There are already a number of GeForce 8800 GTX graphics cards on the market, with the majority of them following the Nvidia reference design very closely. The MSI GeForce 8800 GTX is no exception, following all the way from the PCB to the cooling setup. The package is also quite bland, featuring a copy of Serious Sam 2, Heroes of Might & Magic V, and some MSI software.
The card features 768MB of onboard GDDR3 memory clocked at 900MHz (1800MHz DDR). These cards utilized Samsung ICs (K4J52324QE-BJ1A) and it would appear that the majority of GeForce 8800 GTX based cards will use similar Samsung memory. After some quick research, I have found that these modules are rated at 1800MHz DDR. These memory chips are all located on the front side of the graphics card, same side as the GPU.
In action the GeForce 8800 GTX operating volume level is quite pleasant for the most part, it does increase the throttle when under load. However unlike previous GeForce products this one does not appear to generate all that much noise when gaming. Although the operating volume is not something I would concern myself with, the power requirement for this graphics card is somewhat of a concern, particularly when in SLI mode. Those that plan to utilize the power of SLI with the 8800 GTX will need a 600 watt power supply or higher, depending on the rest of the system specs you may need more.
The 8800 GTX requires two additional 6-pin power connectors to function (which deliver ~75 watts of power each), while the PCI Express 16x slot offers another 75 watts, we can therefore assume the 8800 GTX is capable of sucking up to 225 watts of power when under load.
Cooling the GeForce 8800 GTX core and the 12 memory chips is a rather large heatsink and fan combo.
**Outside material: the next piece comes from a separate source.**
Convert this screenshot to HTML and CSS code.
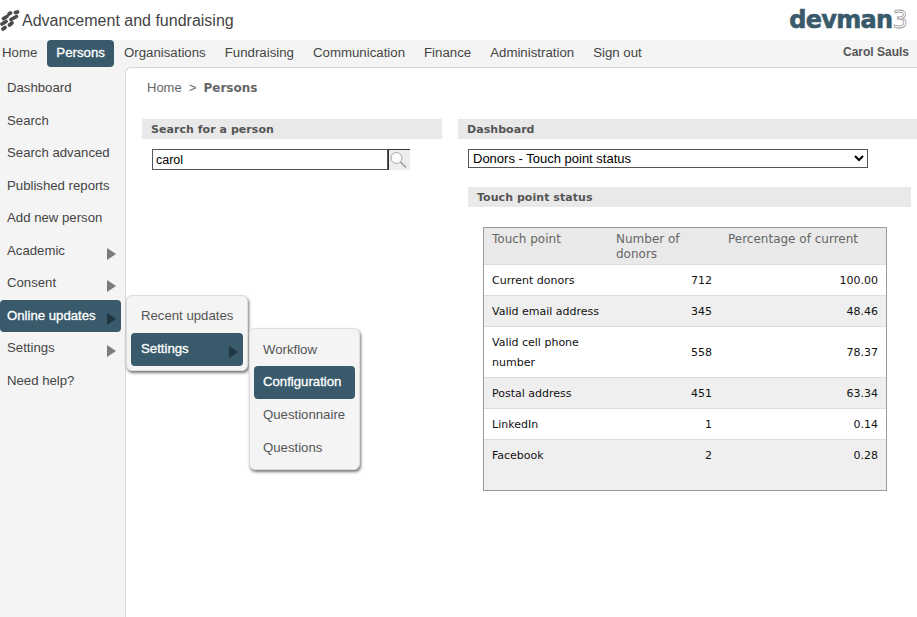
FILE: index.html
```html
<!DOCTYPE html>
<html>
<head>
  <meta charset="UTF-8">
  <title>Advancement and fundraising</title>
  <link rel="stylesheet" href="styles.css">
</head>
<body>
  <header class="top">
    <div class="brand">
      <svg class="brand-icon" width="20" height="21" viewBox="0 0 20 21">
        <g fill="none" stroke="#4a4a4a" stroke-width="3.7" stroke-linecap="round">
          <path d="M9 4 L10.5 3"/>
          <path d="M15.5 2.5 L17.5 2"/>
          <path d="M3.5 8.5 L7 6.5"/>
          <path d="M11 9.5 L16.5 6.5"/>
          <path d="M2 14 L6 11.5"/>
          <path d="M9.5 15 L12 13"/>
          <path d="M3 19 L5 17.5"/>
        </g>
      </svg>
      <span class="brand-name">Advancement and fundraising</span>
    </div>
    <div class="logo">devman<span class="logo-3">3</span></div>
  </header>

  <nav class="nav">
    <a>Home</a>
    <a class="active">Persons</a>
    <a>Organisations</a>
    <a>Fundraising</a>
    <a>Communication</a>
    <a>Finance</a>
    <a>Administration</a>
    <a>Sign out</a>
    <span class="user">Carol Sauls</span>
  </nav>

  <div class="main">
    <aside class="side">
      <ul class="side-menu">
        <li>Dashboard</li>
        <li>Search</li>
        <li>Search advanced</li>
        <li>Published reports</li>
        <li>Add new person</li>
        <li class="more">Academic</li>
        <li class="more">Consent</li>
        <li class="more active">Online updates
          <ul class="fly fly-one">
            <li>Recent updates</li>
            <li class="more active">Settings
              <ul class="fly fly-two">
                <li>Workflow</li>
                <li class="active">Configuration</li>
                <li>Questionnaire</li>
                <li>Questions</li>
              </ul>
            </li>
          </ul>
        </li>
        <li class="more">Settings</li>
        <li>Need help?</li>
      </ul>
    </aside>

    <section class="content">
      <div class="crumbs">Home <span class="sep">&gt;</span> <b>Persons</b></div>
      <div class="cols">
        <div>
          <h2 class="bar">Search for a person</h2>
          <form class="search">
            <input class="search-input" type="text" value="carol">
            <button class="search-btn" type="button">
              <svg width="21" height="20" viewBox="0 0 21 20">
                <circle cx="7.5" cy="8" r="5.5" fill="#fbfbfb" stroke="#aaa" stroke-width="1"/>
                <path d="M11.5 12 L17 17.5" stroke="#999" stroke-width="1.4"/>
              </svg>
            </button>
          </form>
        </div>
        <div>
          <h2 class="bar">Dashboard</h2>
          <div class="panel">
            <select class="report">
              <option>Donors - Touch point status</option>
            </select>
            <h3 class="bar sub">Touch point status</h3>
            <div class="table-box">
              <table class="stats">
                <thead>
                  <tr><th class="c1">Touch point</th><th class="c2">Number of donors</th><th class="c3">Percentage of current</th></tr>
                </thead>
                <tbody>
                  <tr><td>Current donors</td><td class="num">712</td><td class="num">100.00</td></tr>
                  <tr><td>Valid email address</td><td class="num">345</td><td class="num">48.46</td></tr>
                  <tr><td>Valid cell phone number</td><td class="num">558</td><td class="num">78.37</td></tr>
                  <tr><td>Postal address</td><td class="num">451</td><td class="num">63.34</td></tr>
                  <tr><td>LinkedIn</td><td class="num">1</td><td class="num">0.14</td></tr>
                  <tr><td>Facebook</td><td class="num">2</td><td class="num">0.28</td></tr>
                </tbody>
              </table>
            </div>
          </div>
        </div>
      </div>
    </section>
  </div>
</body>
</html>
```

FILE: styles.css
```css
* {
  box-sizing: border-box;
}

html, body {
  height: 100%;
}

body {
  margin: 0;
  overflow: hidden;
  display: flex;
  flex-direction: column;
  background-color: #fff;
  color: #555;
  font-family: "Liberation Sans", Arial, sans-serif;
  font-size: 13.2px;
}

ul {
  list-style: none;
  margin: 0;
  padding: 0;
}

.top {
  height: 40px;
  display: flex;
  justify-content: space-between;
  align-items: center;
}

.brand {
  display: flex;
  align-items: center;
  gap: 2px;
  padding-top: 1px;
}

.brand-name {
  font-size: 16px;
  color: #444;
}

.logo {
  margin-right: 10px;
  font-family: "DejaVu Sans", sans-serif;
  font-size: 24px;
  font-weight: bold;
  letter-spacing: -0.7px;
  color: #385a6b;
  -webkit-text-stroke: 0.6px #385a6b;
}

.logo-3 {
  font-weight: normal;
  color: #fff;
  -webkit-text-stroke: 0.8px #999;
}

.nav {
  height: 27px;
  display: flex;
  align-items: stretch;
  background-color: #f4f4f4;
  font-size: 13.25px;
}

.nav a {
  padding: 5px 9.5px 0;
  color: #444;
}

.nav a:first-child {
  padding-left: 2px;
}

.nav a.active {
  border-radius: 4px;
  background-color: #385a6b;
  color: #fff;
  -webkit-text-stroke: 0.3px #fff;
}

.user {
  margin-left: auto;
  margin-right: 8px;
  padding-top: 5px;
  font-size: 12px;
  font-weight: bold;
}

.main {
  flex: 1;
  display: flex;
  background-color: #f4f4f4;
}

.side {
  width: 125px;
  padding-top: 5px;
}

.side-menu > li,
.fly > li {
  position: relative;
  padding: 8px 7px 0;
  color: #444;
  white-space: nowrap;
}

.side-menu > li {
  width: 121px;
  height: 32.5px;
}

.side-menu li.active {
  border-radius: 4px;
  background-color: #385a6b;
  color: #fff;
  -webkit-text-stroke: 0.3px #fff;
}

.more::after {
  content: "";
  position: absolute;
  right: 5px;
  top: 13px;
  border-left: 9px solid #7c7c7c;
  border-top: 6px solid transparent;
  border-bottom: 6px solid transparent;
  -webkit-text-stroke: 0;
}

.side-menu li.active.more::after {
  border-left-color: #1f3640;
}

.fly {
  position: absolute;
  padding: 4px;
  border: 1px solid #ddd;
  border-radius: 6px;
  background-color: #f4f4f4;
  box-shadow: 1px 2px 3px #777;
  z-index: 2;
  -webkit-text-stroke: 0;
}

.fly-one {
  left: 126px;
  top: -5px;
  width: 122px;
}

.fly-two {
  left: 118px;
  top: -5px;
  width: 111px;
}

.fly > li {
  height: 33px;
  padding-left: 10px;
  color: #555;
}

.fly-two > li {
  padding-left: 9px;
}

.fly-two > li:first-child {
  padding-top: 9px;
}

.content {
  flex: 1;
  min-width: 0;
  padding-left: 16px;
  background-color: #fff;
  border-top: 1px solid #d9d9d9;
  border-left: 1px solid #d9d9d9;
  border-top-left-radius: 6px;
}

.crumbs {
  height: 51px;
  padding: 12px 0 0 5px;
  font-size: 13px;
  color: #666;
}

.crumbs b {
  font-family: "DejaVu Sans", sans-serif;
  font-size: 12px;
}

.sep {
  margin: 0 3.5px;
}

.cols {
  display: grid;
  grid-template-columns: 300px 1fr;
  gap: 16px;
}

.bar {
  margin: 0;
  height: 20px;
  padding: 4px 9px 0;
  background-color: #e9e9e9;
  font-family: "DejaVu Sans", sans-serif;
  font-size: 11px;
  font-weight: bold;
  letter-spacing: 0.05px;
  color: #555;
}

.search {
  display: flex;
  margin: 10px 0 0 10px;
}

.search-input {
  width: 236px;
  height: 21px;
  padding: 0 3px;
  border: 1px solid #555;
  font-family: "Liberation Sans", Arial, sans-serif;
  font-size: 12.5px;
  color: #000;
}

.search-btn {
  width: 22px;
  height: 21px;
  padding: 0;
  border: none;
  border-top: 1px solid #333;
  border-left: 1px solid #333;
  background-color: #ededed;
}

.panel {
  padding: 10px 6px 0 10px;
}

.report {
  display: block;
  width: 400px;
  height: 19px;
  padding: 0;
  border: 1px solid #555;
  background-color: #fff;
  font-family: "Liberation Sans", Arial, sans-serif;
  font-size: 13px;
  color: #000;
}

.sub {
  margin-top: 19px;
}

.table-box {
  width: 404px;
  height: 264px;
  margin: 20px 0 0 15px;
  border: 1px solid #999;
  background-color: #efefef;
}

.stats {
  width: 100%;
  border-collapse: collapse;
  font-family: "DejaVu Sans", sans-serif;
  font-size: 11px;
  color: #111;
}

.stats th {
  height: 36px;
  padding: 4px 8px 0;
  background-color: #e9e9e9;
  font-size: 12px;
  font-weight: normal;
  line-height: 15px;
  text-align: left;
  vertical-align: top;
  color: #666;
}

.c1 { width: 124px; }
.c2 { width: 112px; }

.stats td {
  padding: 6px 8px 4px;
  border-top: 1px solid #ddd;
  background-color: #fff;
  line-height: 20px;
}

.stats tbody tr:nth-child(even) td {
  background-color: #efefef;
}

.stats td.num {
  text-align: right;
}
```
The setup is huge, though given that it is primarily constructed from aluminum, there is a lot less weight in this heatsink when compared to those featured on the Radeon X1950XTX.
The new GeForce 8 series will feature two SLI bridge connectors rather than just one. ATI has just recently promoted their products to a dual bridge configuration, and Nvidia is doing much the same. The SLI dual connectors are for future applications and will also allow three way SLI modes. Currently, there is little to no need for dual 8800 GTX graphics cards given how powerful just one of these cards is. However there are those who will pick up two 8800 GTX graphics cards and unless you have a monitor that supports a resolution of 2048x1536 and beyond, the second card will be a complete waste.
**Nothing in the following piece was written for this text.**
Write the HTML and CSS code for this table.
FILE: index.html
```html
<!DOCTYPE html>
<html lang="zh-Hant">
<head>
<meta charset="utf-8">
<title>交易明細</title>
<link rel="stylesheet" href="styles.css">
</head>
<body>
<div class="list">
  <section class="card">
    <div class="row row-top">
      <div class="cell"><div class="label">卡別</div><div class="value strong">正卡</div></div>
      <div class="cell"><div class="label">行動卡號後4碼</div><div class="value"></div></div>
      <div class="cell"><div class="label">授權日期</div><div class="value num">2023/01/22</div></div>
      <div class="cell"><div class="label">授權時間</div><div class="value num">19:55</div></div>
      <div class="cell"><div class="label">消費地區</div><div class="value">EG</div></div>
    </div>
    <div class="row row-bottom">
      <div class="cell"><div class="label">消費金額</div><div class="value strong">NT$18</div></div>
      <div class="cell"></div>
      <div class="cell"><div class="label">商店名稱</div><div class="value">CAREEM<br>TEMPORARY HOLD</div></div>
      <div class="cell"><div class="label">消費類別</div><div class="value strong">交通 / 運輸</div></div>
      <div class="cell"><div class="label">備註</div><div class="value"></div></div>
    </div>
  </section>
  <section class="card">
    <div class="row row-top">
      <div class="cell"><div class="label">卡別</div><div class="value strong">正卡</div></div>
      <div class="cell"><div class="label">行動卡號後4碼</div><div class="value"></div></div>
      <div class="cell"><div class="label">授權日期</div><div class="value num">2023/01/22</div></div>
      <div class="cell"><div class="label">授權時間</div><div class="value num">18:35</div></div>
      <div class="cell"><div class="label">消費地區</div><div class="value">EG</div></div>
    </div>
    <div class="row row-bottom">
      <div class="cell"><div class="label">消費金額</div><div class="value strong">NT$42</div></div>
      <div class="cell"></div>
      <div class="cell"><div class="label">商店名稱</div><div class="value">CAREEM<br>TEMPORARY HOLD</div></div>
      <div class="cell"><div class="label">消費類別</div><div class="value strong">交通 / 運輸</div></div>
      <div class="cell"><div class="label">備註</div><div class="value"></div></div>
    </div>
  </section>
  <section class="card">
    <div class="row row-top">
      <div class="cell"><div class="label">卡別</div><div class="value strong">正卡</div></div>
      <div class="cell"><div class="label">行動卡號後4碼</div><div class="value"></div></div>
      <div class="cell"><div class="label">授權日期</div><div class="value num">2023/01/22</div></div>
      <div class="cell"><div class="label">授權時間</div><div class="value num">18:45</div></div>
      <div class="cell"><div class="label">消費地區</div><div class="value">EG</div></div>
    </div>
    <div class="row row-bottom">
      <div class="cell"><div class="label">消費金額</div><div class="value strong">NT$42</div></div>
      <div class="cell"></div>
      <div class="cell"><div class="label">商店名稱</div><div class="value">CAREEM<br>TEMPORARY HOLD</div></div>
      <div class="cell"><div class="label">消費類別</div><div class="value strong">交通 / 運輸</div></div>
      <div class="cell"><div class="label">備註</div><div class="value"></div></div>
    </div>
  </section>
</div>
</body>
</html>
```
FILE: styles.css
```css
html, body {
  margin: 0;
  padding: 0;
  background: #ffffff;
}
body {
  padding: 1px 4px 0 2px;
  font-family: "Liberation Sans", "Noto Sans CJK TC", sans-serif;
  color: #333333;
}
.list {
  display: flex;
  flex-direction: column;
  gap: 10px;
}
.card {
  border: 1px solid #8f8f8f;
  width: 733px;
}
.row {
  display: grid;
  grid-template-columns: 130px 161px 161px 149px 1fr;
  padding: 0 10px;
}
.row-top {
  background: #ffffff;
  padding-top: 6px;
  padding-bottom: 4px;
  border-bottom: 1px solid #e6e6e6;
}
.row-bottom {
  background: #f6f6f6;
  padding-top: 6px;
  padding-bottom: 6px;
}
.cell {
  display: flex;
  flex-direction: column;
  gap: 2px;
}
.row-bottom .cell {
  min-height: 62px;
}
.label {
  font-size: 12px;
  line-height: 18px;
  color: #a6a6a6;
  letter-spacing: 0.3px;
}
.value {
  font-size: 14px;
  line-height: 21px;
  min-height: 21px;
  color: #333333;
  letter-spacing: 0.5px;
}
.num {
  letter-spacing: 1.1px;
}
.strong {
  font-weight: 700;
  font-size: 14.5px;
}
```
The MSI GeForce 8800 GTX also offers two dual-link DVI ports which are driven by the new Nvidia NVIO controller. This controller handles TMDS (Transition Minimized Differential Signaling) which is a feature that is very difficult to include in the core itself, particularly given how complex the G80 core already is. The NVIO controller also offers HDCP support which provides a robust, cost-effective and transparent method for transmitting and receiving digital entertainment, similar to DVI/HDMI-compliant digital displays. HDCP encrypts the data transmitted between the DVI/HDMI connector on the graphics adapter and the display. To provide this support, both the graphics adapter and the display need to have an HDCP transmitter and receiver respectively.
There are two versions of the MSI GeForce 8800 GTX, one which features the Nvidia NVIO controller, known as the NX8800 GTX-T2D768E-HD, and one that doesn’t; the latter drops the –HD from the naming. MSI is not doing anything unethical here, as it is perfectly fine to exclude the NVIO controller and by doing so, they can offer a cheaper version of the 8800 GTX to those that do not care for the HDCP support. The price difference is not clear yet, as I cannot find a single retailer that is selling both versions.